I use Delphi, Visual Studio (2015/17), MP Lab X (which is a Netbeans based horror) and a bit Lazarus.

VS is quite smooth, but the differences are mostly in the details. Delphi is still prefered as editor, but I could get to used to VS if I spend some time with it. But the language choice is the main reason. And no having some plugins is not a solution, it just makes you a second tier user. If I change to VS (or whatever other IDE) I will also change language.

MP Lab X is the worst. Slow, extremely long startup with loading umpteen plugins and quite a bit of instability/non-determinism. (it is for embedded C targets btw). Plugins work more often NOT than they do. This is what I fear with VSCode. All these arguments were also made for the move of Microchip to Netbeans too, and they never really delivered.

Delphi actually has a very annoying bug that causes popup texts in the IDE to get into some loop that either require killing or restarting the IDE. Unbelievable for a 25 year old product that costs serious $$$.

Lazarus has very rare crashes (that it closes down unexpectedly). Fairly minor, my biggest beef is debugging (with popups and visualizers) is not up to par.

The point is that Lazarus does not and cannot cover all aspects of a typical larger project. Editors like VS Code and Atom can, given the huge wealth of
plugins that exist out there.

Like? For editor ? For designer? For project types?

If we had to set up a project today to copy functionality of all Atom or VS Code plugins, I probably wouldn't live long enough to see that project completed.

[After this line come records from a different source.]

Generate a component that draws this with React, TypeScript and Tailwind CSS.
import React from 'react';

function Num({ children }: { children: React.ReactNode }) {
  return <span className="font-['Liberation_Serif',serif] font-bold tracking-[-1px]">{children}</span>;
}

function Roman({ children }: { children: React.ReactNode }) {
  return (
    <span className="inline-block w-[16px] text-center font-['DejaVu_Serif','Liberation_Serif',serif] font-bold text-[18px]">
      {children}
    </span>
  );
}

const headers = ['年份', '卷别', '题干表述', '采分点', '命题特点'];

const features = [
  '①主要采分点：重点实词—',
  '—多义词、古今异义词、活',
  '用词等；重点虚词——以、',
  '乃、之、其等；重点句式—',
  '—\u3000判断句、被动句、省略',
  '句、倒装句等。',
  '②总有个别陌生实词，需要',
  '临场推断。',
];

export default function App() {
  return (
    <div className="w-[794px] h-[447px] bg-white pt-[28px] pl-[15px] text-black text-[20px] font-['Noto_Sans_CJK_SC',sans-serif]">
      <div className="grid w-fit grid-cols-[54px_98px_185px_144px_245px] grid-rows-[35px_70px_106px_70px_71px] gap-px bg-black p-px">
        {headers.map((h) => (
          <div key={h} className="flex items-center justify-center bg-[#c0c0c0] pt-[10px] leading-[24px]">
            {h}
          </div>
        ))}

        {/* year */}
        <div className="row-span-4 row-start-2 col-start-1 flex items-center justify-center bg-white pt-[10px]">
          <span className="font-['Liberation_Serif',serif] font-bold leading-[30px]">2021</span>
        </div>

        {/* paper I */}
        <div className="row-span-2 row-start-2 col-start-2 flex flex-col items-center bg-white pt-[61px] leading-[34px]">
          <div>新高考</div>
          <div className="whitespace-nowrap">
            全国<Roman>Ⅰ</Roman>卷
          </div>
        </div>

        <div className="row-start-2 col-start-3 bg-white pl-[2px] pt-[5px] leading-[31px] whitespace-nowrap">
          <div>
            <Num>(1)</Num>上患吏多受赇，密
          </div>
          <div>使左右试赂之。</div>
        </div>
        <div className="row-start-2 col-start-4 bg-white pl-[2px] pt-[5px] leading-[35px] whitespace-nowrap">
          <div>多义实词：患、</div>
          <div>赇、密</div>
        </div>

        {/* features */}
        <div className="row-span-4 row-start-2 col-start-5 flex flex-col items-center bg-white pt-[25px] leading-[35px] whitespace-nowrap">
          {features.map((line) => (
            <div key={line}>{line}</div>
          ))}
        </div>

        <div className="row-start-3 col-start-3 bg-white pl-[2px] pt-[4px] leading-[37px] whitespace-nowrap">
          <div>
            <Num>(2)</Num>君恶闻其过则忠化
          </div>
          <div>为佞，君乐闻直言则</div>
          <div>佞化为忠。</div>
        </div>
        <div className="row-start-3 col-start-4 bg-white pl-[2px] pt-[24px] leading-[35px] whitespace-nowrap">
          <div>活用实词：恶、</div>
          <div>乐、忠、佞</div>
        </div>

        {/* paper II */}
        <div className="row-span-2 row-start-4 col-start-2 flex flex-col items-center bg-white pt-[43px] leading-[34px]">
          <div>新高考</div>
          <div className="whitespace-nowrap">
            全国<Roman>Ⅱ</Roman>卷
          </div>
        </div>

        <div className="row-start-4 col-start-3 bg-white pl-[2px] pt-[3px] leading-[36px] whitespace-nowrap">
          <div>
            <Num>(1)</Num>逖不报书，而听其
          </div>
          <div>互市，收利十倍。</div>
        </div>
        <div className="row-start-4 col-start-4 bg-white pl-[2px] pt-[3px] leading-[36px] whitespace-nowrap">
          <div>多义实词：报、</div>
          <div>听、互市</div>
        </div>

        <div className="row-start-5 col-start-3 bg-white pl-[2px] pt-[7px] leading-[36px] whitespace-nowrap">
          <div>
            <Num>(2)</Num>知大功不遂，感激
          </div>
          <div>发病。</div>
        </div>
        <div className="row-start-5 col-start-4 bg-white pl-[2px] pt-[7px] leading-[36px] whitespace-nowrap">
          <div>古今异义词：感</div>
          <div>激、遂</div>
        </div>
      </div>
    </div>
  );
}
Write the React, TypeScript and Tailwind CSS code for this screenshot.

The problem is that if you now switch from Lazarus to vscode, with that project probably the same would happen before all proper plugins are done.  There will be things not quite doable to VSCode, and in the end you never get on par.


Lastly - but I don't know how much of an argument that is - young people are used to sleek UIs as offered in VS Code or Atom.  The Lazarus IDE is confusing to them: it's origins are clearly in the RAD era, which (so I'm told) is all but abandoned today.

Conformists will never change to something that is different. Even if it superficially looks like it. Consider those groups lost for the most part.